§ Written task: Make an exact copy of the data below, leaving out every picture.

***

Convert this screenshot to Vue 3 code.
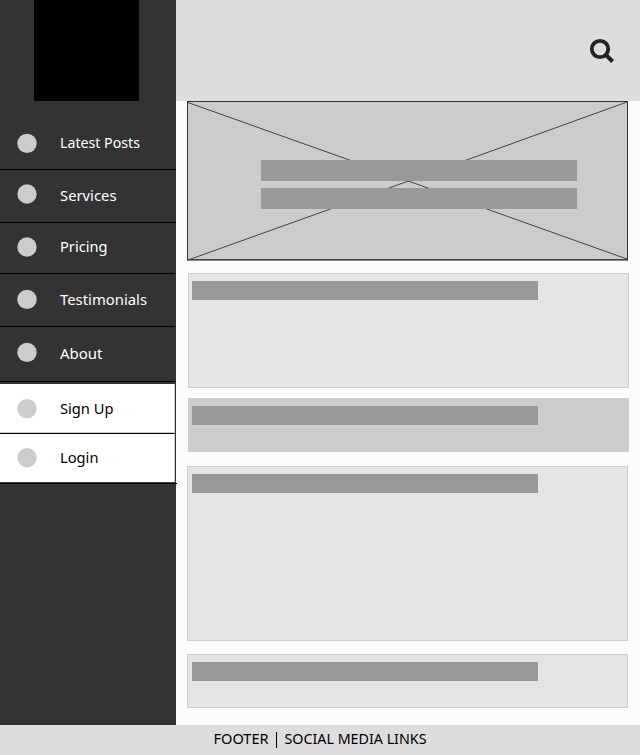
<script setup>
const items = [
  { label: 'Latest Posts', height: 69, dot: 42.4, base: 47, width: 80, full: true },
  { label: 'Services', height: 53, dot: 24, base: 31, width: 56.5, full: true },
  { label: 'Pricing', height: 51, dot: 24, base: 29, width: 47.5 },
  { label: 'Testimonials', height: 53, dot: 25.4, base: 31, width: 87 },
  { label: 'About', height: 55, dot: 25.4, base: 32, width: 42.5 },
]
const account = [
  { label: 'Sign Up', height: 50, dot: 24.6, base: 30, width: 53.5 },
  { label: 'Login', height: 50, dot: 23.7, base: 29, width: 38.5 },
]
const cards = ['first', 'solid', 'tall', 'last']
</script>

<template>
  <div class="page">
    <div class="body">
      <aside class="sidebar">
        <div class="logo"></div>
        <nav>
          <a v-for="i in items" :key="i.label" class="item" :class="{ full: i.full }" :style="{ height: i.height + 'px' }">
            <svg width="175" :height="i.height - 1">
              <circle cx="27" :cy="i.dot" r="9.7" fill="#ccc" />
              <text x="60" :y="i.base" :textLength="i.width" lengthAdjust="spacingAndGlyphs" fill="#fff">{{ i.label }}</text>
            </svg>
          </a>
        </nav>
        <nav class="account">
          <a v-for="i in account" :key="i.label" class="item light" :style="{ height: i.height + 'px' }">
            <svg width="174" :height="i.height - 2">
              <circle cx="27" :cy="i.dot" r="9.7" fill="#ccc" />
              <text x="60" :y="i.base" :textLength="i.width" lengthAdjust="spacingAndGlyphs" fill="#000">{{ i.label }}</text>
            </svg>
          </a>
        </nav>
      </aside>
      <div class="main">
        <header class="header">
          <svg width="28" height="28" viewBox="0 0 28 28" fill="none" stroke="#222">
            <circle cx="12" cy="11" r="8.2" stroke-width="3.8" />
            <path d="M17.5 16.5 L24.6 23.5" stroke-width="4" />
          </svg>
        </header>
        <main class="content">
          <section class="hero">
            <svg class="cross" width="439" height="158" viewBox="0 0 439 158" stroke="#444" stroke-width="1">
              <path d="M0 .5 L439 157 M0 158 L220.5 79 L439 0" fill="none" />
            </svg>
            <div class="strip"></div>
            <div class="strip"></div>
          </section>
          <section v-for="c in cards" :key="c" class="card" :class="c"><div class="bar"></div></section>
        </main>
      </div>
    </div>
    <footer class="footer">
      <svg width="640" height="30">
        <text x="213.5" y="19" textLength="55" lengthAdjust="spacingAndGlyphs">FOOTER</text>
        <rect x="276" y="7" width="1" height="16" />
        <text x="284.5" y="19" textLength="142" lengthAdjust="spacingAndGlyphs">SOCIAL MEDIA LINKS</text>
      </svg>
    </footer>
  </div>
</template>

<style>
body { background: #fcfcfc; }
</style>

<style scoped>
.page { width: 640px; height: 755px; display: flex; flex-direction: column; background: #fcfcfc; font-family: "Noto Sans", "Open Sans", sans-serif; font-size: 15px; overflow: hidden; }
svg { display: block; flex: none; }
.body { display: flex; height: 725px; }
.sidebar { width: 176px; flex: none; background: #333; }
.logo { width: 105px; height: 101px; margin-left: 34px; background: #000; }
.item { display: block; box-sizing: border-box; width: 175px; border-bottom: 1px solid #000; }
.item.full { width: 176px; }
.account { width: 177px; margin-top: 2px; }
.light { background: #fff; border-right: 1px solid #ccc; box-shadow: inset 0 -1px #ccc; }
.light:last-child { width: 177px; border-right: 0; box-shadow: none; background: linear-gradient(#444, #444) 0 48px / 176px 1px no-repeat, linear-gradient(90deg, #fff 174px, #ccc 174px, #ccc 175px, #333 175px, #333 176px, #fcfcfc 176px); }
.main { flex: 1; }
.header { height: 101px; box-sizing: border-box; background: #ddd; display: flex; justify-content: flex-end; padding: 38px 24px 0 0; }
.content { padding: 0 0 0 11px; display: flex; flex-direction: column; }
.hero { position: relative; box-sizing: border-box; width: 441px; height: 160px; margin-bottom: 12px; border: 1px solid #333; border-bottom-color: #888; background: #ccc; box-shadow: inset 0 -1px #444; display: flex; flex-direction: column; gap: 7px; padding: 58px 0 0 72.5px; }
.cross { position: absolute; left: 0; top: 0; }
.strip { position: relative; width: 316.5px; height: 21px; background: #999; }
.card { box-sizing: border-box; width: 441px; border: 1px solid #ccc; background: #e4e4e4; padding: 7px 0 0 4px; }
.bar { width: 346px; height: 19px; background: #999; }
.first, .solid { margin-left: 1px; padding-left: 3px; }
.first { height: 115px; margin-bottom: 10px; }
.solid { height: 54px; margin-bottom: 14px; background: #ccc; }
.tall { height: 175px; margin-bottom: 13px; }
.last { height: 54px; }
.footer { height: 30px; background: #ddd; }
</style>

***

§ Exercise output:
Convert this screenshot to Vue 3 code.
<script setup>
const items = [
  { label: 'Latest Posts', height: 69, dot: 42.4, base: 47, width: 80, full: true },
  { label: 'Services', height: 53, dot: 24, base: 31, width: 56.5, full: true },
  { label: 'Pricing', height: 51, dot: 24, base: 29, width: 47.5 },
  { label: 'Testimonials', height: 53, dot: 25.4, base: 31, width: 87 },
  { label: 'About', height: 55, dot: 25.4, base: 32, width: 42.5 },
]
const account = [
  { label: 'Sign Up', height: 50, dot: 24.6, base: 30, width: 53.5 },
  { label: 'Login', height: 50, dot: 23.7, base: 29, width: 38.5 },
]
const cards = ['first', 'solid', 'tall', 'last']
</script>

<template>
  <div class="page">
    <div class="body">
      <aside class="sidebar">
        <div class="logo"></div>
        <nav>
          <a v-for="i in items" :key="i.label" class="item" :class="{ full: i.full }" :style="{ height: i.height + 'px' }">
            <svg width="175" :height="i.height - 1">
              <circle cx="27" :cy="i.dot" r="9.7" fill="#ccc" />
              <text x="60" :y="i.base" :textLength="i.width" lengthAdjust="spacingAndGlyphs" fill="#fff">{{ i.label }}</text>
            </svg>
          </a>
        </nav>
        <nav class="account">
          <a v-for="i in account" :key="i.label" class="item light" :style="{ height: i.height + 'px' }">
            <svg width="174" :height="i.height - 2">
              <circle cx="27" :cy="i.dot" r="9.7" fill="#ccc" />
              <text x="60" :y="i.base" :textLength="i.width" lengthAdjust="spacingAndGlyphs" fill="#000">{{ i.label }}</text>
            </svg>
          </a>
        </nav>
      </aside>
      <div class="main">
        <header class="header">
          <svg width="28" height="28" viewBox="0 0 28 28" fill="none" stroke="#222">
            <circle cx="12" cy="11" r="8.2" stroke-width="3.8" />
            <path d="M17.5 16.5 L24.6 23.5" stroke-width="4" />
          </svg>
        </header>
        <main class="content">
          <section class="hero">
            <svg class="cross" width="439" height="158" viewBox="0 0 439 158" stroke="#444" stroke-width="1">
              <path d="M0 .5 L439 157 M0 158 L220.5 79 L439 0" fill="none" />
            </svg>
            <div class="strip"></div>
            <div class="strip"></div>
          </section>
          <section v-for="c in cards" :key="c" class="card" :class="c"><div class="bar"></div></section>
        </main>
      </div>
    </div>
    <footer class="footer">
      <svg width="640" height="30">
        <text x="213.5" y="19" textLength="55" lengthAdjust="spacingAndGlyphs">FOOTER</text>
        <rect x="276" y="7" width="1" height="16" />
        <text x="284.5" y="19" textLength="142" lengthAdjust="spacingAndGlyphs">SOCIAL MEDIA LINKS</text>
      </svg>
    </footer>
  </div>
</template>

<style>
body { background: #fcfcfc; }
</style>

<style scoped>
.page { width: 640px; height: 755px; display: flex; flex-direction: column; background: #fcfcfc; font-family: "Noto Sans", "Open Sans", sans-serif; font-size: 15px; overflow: hidden; }
svg { display: block; flex: none; }
.body { display: flex; height: 725px; }
.sidebar { width: 176px; flex: none; background: #333; }
.logo { width: 105px; height: 101px; margin-left: 34px; background: #000; }
.item { display: block; box-sizing: border-box; width: 175px; border-bottom: 1px solid #000; }
.item.full { width: 176px; }
.account { width: 177px; margin-top: 2px; }
.light { background: #fff; border-right: 1px solid #ccc; box-shadow: inset 0 -1px #ccc; }
.light:last-child { width: 177px; border-right: 0; box-shadow: none; background: linear-gradient(#444, #444) 0 48px / 176px 1px no-repeat, linear-gradient(90deg, #fff 174px, #ccc 174px, #ccc 175px, #333 175px, #333 176px, #fcfcfc 176px); }
.main { flex: 1; }
.header { height: 101px; box-sizing: border-box; background: #ddd; display: flex; justify-content: flex-end; padding: 38px 24px 0 0; }
.content { padding: 0 0 0 11px; display: flex; flex-direction: column; }
.hero { position: relative; box-sizing: border-box; width: 441px; height: 160px; margin-bottom: 12px; border: 1px solid #333; border-bottom-color: #888; background: #ccc; box-shadow: inset 0 -1px #444; display: flex; flex-direction: column; gap: 7px; padding: 58px 0 0 72.5px; }
.cross { position: absolute; left: 0; top: 0; }
.strip { position: relative; width: 316.5px; height: 21px; background: #999; }
.card { box-sizing: border-box; width: 441px; border: 1px solid #ccc; background: #e4e4e4; padding: 7px 0 0 4px; }
.bar { width: 346px; height: 19px; background: #999; }
.first, .solid { margin-left: 1px; padding-left: 3px; }
.first { height: 115px; margin-bottom: 10px; }
.solid { height: 54px; margin-bottom: 14px; background: #ccc; }
.tall { height: 175px; margin-bottom: 13px; }
.last { height: 54px; }
.footer { height: 30px; background: #ddd; }
</style>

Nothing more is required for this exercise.